My thanks to the folks at NetGalley for giving me access to pre-publication e-copies to both of these “foodie books!” Plus, I just realized they both take place in the upper Midwest – how interesting! The Coincidence of Coconut Cake by Amy E. Reichert was mentioned in my summer reading blogpost and was a perfect summer read: lighthearted, easy to follow, and contained delicious descriptions of, not only, the beloved coconut cake, but many other regional culinary specialties native to the Madison, WI, area…like cheese curds. Yum.
I received Kitchens of the Great Midwest by J. Ryan Stradal earlier in the year, but it ended up being one of my final 2015 reads. I would rank it as my 2nd favorite book of the year, behind Station Eleven.

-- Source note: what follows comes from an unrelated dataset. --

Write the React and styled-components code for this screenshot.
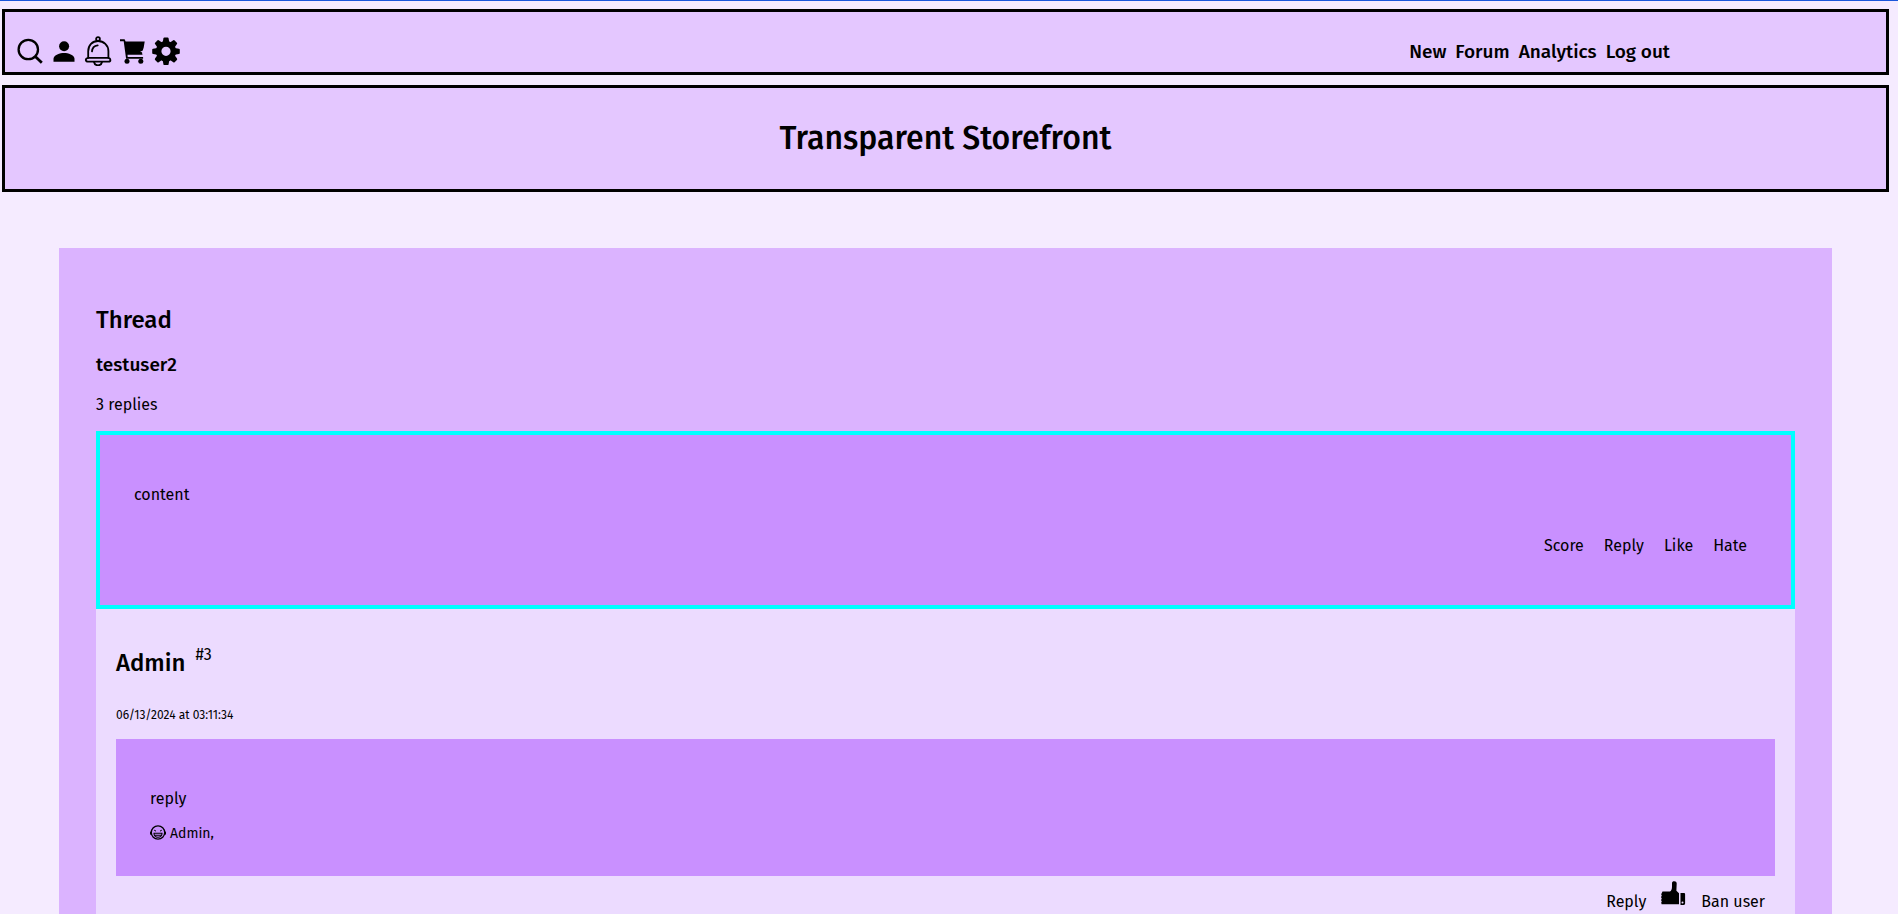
import React from "react";
import styled, { createGlobalStyle } from "styled-components";

const GlobalStyle = createGlobalStyle`
  *, *::before, *::after { box-sizing: border-box; }
  body {
    margin: 0;
    background: #f5ebff;
    color: #000;
    font: 400 16px/20px "Fira Sans", "Noto Sans", sans-serif;
  }
  h1, h2, h3, p { margin: 0; font-weight: 500; }
`;

const Page = styled.div`
  display: flex;
  flex-direction: column;
  min-height: 100vh;
  padding: 8px 9px 0 2px;
  border-top: 1px solid #1a56db;
`;

const NavBar = styled.nav`
  display: flex;
  align-items: flex-end;
  justify-content: space-between;
  padding: 24px 216px 6px 10px;
  border: 3px solid #000;
  background: #e4c7ff;
`;

const IconGroup = styled.div`
  display: flex;
  gap: 4px;
`;

const IconButton = styled.button`
  display: block;
  padding: 0;
  border: 0;
  background: none;
  color: inherit;
  cursor: pointer;
  svg { display: block; }
`;

const NavLinks = styled.div`
  display: flex;
  gap: 9px;
`;

const NavLink = styled.a`
  color: inherit;
  font-size: 19px;
  line-height: 28px;
  font-weight: 500;
  text-decoration: none;
`;

const Banner = styled.header`
  display: flex;
  justify-content: center;
  margin-top: 10px;
  padding: 31px 20px 32px;
  border: 3px solid #000;
  background: #e4c7ff;
`;

const SiteTitle = styled.h1`
  font-size: 32px;
  line-height: 38px;
`;

const Main = styled.main`
  display: flex;
  flex-direction: column;
  flex: 1;
  margin: 56px 57px 0;
  padding: 58px 37px 0;
  background: #dbb3ff;
`;

const Heading = styled.h2`
  font-size: 24px;
  line-height: 29px;
`;

const Author = styled.h3`
  margin-top: 19px;
  font-size: 19px;
  line-height: 22px;
`;

const ReplyCount = styled.p`
  margin: 19px 0 16px;
  font-weight: inherit;
`;

const Post = styled.article`
  padding: 34px;
  background: #c990ff;
  border: ${(p) => (p.$highlighted ? "4px solid #00ffff" : "0")};
`;

const PostText = styled.p`
  margin: 16px 0;
  font-weight: inherit;
`;

const Actions = styled.div`
  display: flex;
  justify-content: flex-end;
  padding: 15px 0;
`;

const ActionLink = styled.a`
  padding: 0 10px;
  color: inherit;
  text-decoration: none;
`;

const Reply = styled.section`
  flex: 1;
  padding: 40px 20px 0;
  background: #ecdbff;
`;

const ReplyHeader = styled.div`
  display: flex;
  align-items: flex-start;
  gap: 10px;
`;

const ReplyNumber = styled.span`
  margin-top: -4px;
`;

const Timestamp = styled.p`
  margin: 30px 0 16px;
  font-size: 12px;
  line-height: 15px;
  font-weight: inherit;
`;

const Reactions = styled.p`
  display: flex;
  gap: 4px;
  font-size: 14px;
  line-height: 17px;
  font-weight: inherit;
`;

const ReplyActions = styled.div`
  display: flex;
  align-items: flex-end;
  justify-content: flex-end;
  padding-top: 5px;
`;

const LikeButton = styled(IconButton)`
  padding: 0 5px 6px;
`;

const SearchIcon = () => (
  <svg width="30" height="30" viewBox="0 0 30 30" fill="none" stroke="currentColor" aria-hidden="true">
    <circle cx="13.3" cy="13.5" r="9.7" strokeWidth="2.3" />
    <path d="M20.3 20.5l6.5 6.2" strokeWidth="2.8" />
  </svg>
);

const UserIcon = () => (
  <svg width="30" height="30" viewBox="0 0 30 30" fill="currentColor" aria-hidden="true">
    <circle cx="15.1" cy="10.3" r="5" />
    <path d="M4.500 25.700v-2.900c0-3.800 6.700-5.800 10.600-5.800s10.400 2 10.400 5.800v2.900z" />
  </svg>
);

const BellIcon = () => (
  <svg width="30" height="30" viewBox="0 0 30 30" fill="none" stroke="currentColor" strokeWidth="1.8" strokeLinecap="round" aria-hidden="true">
    <circle cx="15" cy="3" r="1.9" />
    <path d="M5.200 21.800v-6.600C5.200 9.300 9.300 5 15 5s10.400 4.300 10.400 10.200v6.600" />
    <path d="M5.200 21.800h20.200c2.700.6 2.700 3.900 0 3.900H5.200c-3.200 0-3.200-3.300 0-3.900z" />
    <path d="M11 26c.4 2.200 2 3.300 4 3.300s3.600-1.100 4-3.300" />
    <path d="M9 15.400c.2-3.200 2.200-5.700 5.700-6.100" />
  </svg>
);

const CartIcon = () => (
  <svg width="30" height="30" viewBox="0 0 30 30" fill="currentColor" aria-hidden="true">
    <path d="M3 3.300h4.600l1 2.200h19.100l-1 6-1.700 5.300.5 1.900H10.500l.2 2.200h15.400v1.900H9.100L6.700 5.300H3z" />
    <circle cx="10" cy="25.2" r="2.5" />
    <circle cx="23.8" cy="25.2" r="2.5" />
    <path d="M27.300 14l-4.200 1.800 2.600.8z" fill="#e4c7ff" />
  </svg>
);

const GearIcon = () => (
  <svg width="30" height="30" viewBox="0 0 30 30" aria-hidden="true">
    <g transform="translate(15 15.3)">
      <circle r="7.4" fill="none" stroke="currentColor" strokeWidth="5.6" />
      {[0, 45, 90, 135, 180, 225, 270, 315].map((angle) => (
        <path
          key={angle}
          transform={`rotate(${angle})`}
          d="M-3.400-8.600l.8-4.300q.2-.9 1-.9h3.200q.8 0 1 .9l.8 4.300z"
          fill="currentColor"
        />
      ))}
    </g>
  </svg>
);

const ThumbIcon = () => (
  <svg width="25" height="25" viewBox="0 0 25 25" fill="currentColor" aria-hidden="true">
    <path d="M1.500 10.500H9c1.500-.9 2-2.500 2-5V2.300C11 .8 11.900.3 13.300.3s2.400.8 2.400 2.300l-.3 7.200 2.600 2.400v11H.6l-.4-1.700.6-1-.8-1.600.8-1.200L0 16l.8-1.300-.6-1.500z" />
    <path fillRule="evenodd" d="M19.500 11.900h3.300c.8 0 1.300.5 1.300 1.400v9c0 1-.5 1.600-1.500 1.600h-3.100zM21.500 20.500a1 1 0 100 2 1 1 0 000-2z" />
  </svg>
);

const LaughIcon = () => (
  <svg width="16" height="16" viewBox="0 0 16 16" fill="none" stroke="currentColor" role="img" aria-label="Laughing">
    <circle cx="8" cy="7.5" r="6.7" strokeWidth="1.300" />
    <path d="M4 8.200h8c0 2.600-1.600 4.100-4 4.100S4 10.800 4 8.200zM4.500 10.200h7" strokeWidth="1.100" />
    <path d="M1.200 6.800C0 7.800 0 9.200 1.600 9.200M14.800 6.800c1.200 1 1.200 2.400-.4 2.400" strokeWidth="1.300" />
    <path d="M4.200 5.200l1.800.9M11.800 5.200l-1.800.9" strokeWidth="1" />
  </svg>
);

const TOOLS = [
  ["Search", SearchIcon],
  ["Profile", UserIcon],
  ["Notifications", BellIcon],
  ["Cart", CartIcon],
  ["Settings", GearIcon],
];
const LINKS = ["New", "Forum", "Analytics", "Log out"];
const POST_ACTIONS = ["Score", "Reply", "Like", "Hate"];

export default function App() {
  return (
    <>
      <GlobalStyle />
      <Page>
        <NavBar>
          <IconGroup>
            {TOOLS.map(([label, Icon]) => (
              <IconButton key={label} type="button" aria-label={label}>
                <Icon />
              </IconButton>
            ))}
          </IconGroup>
          <NavLinks>
            {LINKS.map((label) => (
              <NavLink key={label} href="#">{label}</NavLink>
            ))}
          </NavLinks>
        </NavBar>
        <Banner>
          <SiteTitle>Transparent Storefront</SiteTitle>
        </Banner>
        <Main>
          <Heading>Thread</Heading>
          <Author>testuser2</Author>
          <ReplyCount>3 replies</ReplyCount>
          <Post $highlighted>
            <PostText>content</PostText>
            <Actions>
              {POST_ACTIONS.map((label) => (
                <ActionLink key={label} href="#">{label}</ActionLink>
              ))}
            </Actions>
          </Post>
          <Reply>
            <ReplyHeader>
              <Heading>Admin</Heading>
              <ReplyNumber>#3</ReplyNumber>
            </ReplyHeader>
            <Timestamp>06/13/2024 at 03:11:34</Timestamp>
            <Post>
              <PostText>reply</PostText>
              <Reactions>
                <LaughIcon />
                <span>Admin,</span>
              </Reactions>
            </Post>
            <ReplyActions>
              <ActionLink href="#">Reply</ActionLink>
              <LikeButton type="button" aria-label="Like">
                <ThumbIcon />
              </LikeButton>
              <ActionLink href="#">Ban user</ActionLink>
            </ReplyActions>
          </Reply>
        </Main>
      </Page>
    </>
  );
}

It read almost like a series of connected short stories, all of which had a central type of mouthwatering food/dish that starred in that section, then the stories of the supporting characters helped further the longer story arc of the female protagonist, Eva.
Therefore, if I ever travel to Wisconsin, Minnesota, or other parts of the upper Midwest, I’m sure I will not be disappointed with what find to I eat!
Now that 2016 is here, I’m equally excited to dive into some new, and new-to-me, books:
- 10% happier : How I tamed the voice in my head, reduced stress without losing my edge, and found self-help that actually works–A true story by Dan Harris (currently reading)
- See How They Run by Ally Carter
- Still Life by Louise Penny
- The Poisonwood Bible by Barbara Kingsolver
- People of the Book by Geraldine Brooks
- something written by Jojo Moyes
- Anne of Green Gables by Lucy Maud Montgomery
- re-read the Bible for a third time (last time was in 2012)
Here’s to reading adventures in 2016 that take us near and far, to moments where we encounter characters and plots that help us better understand people in our complex world, and ultimately to use each day to boldly share the stories we’re writing with the days of our lives.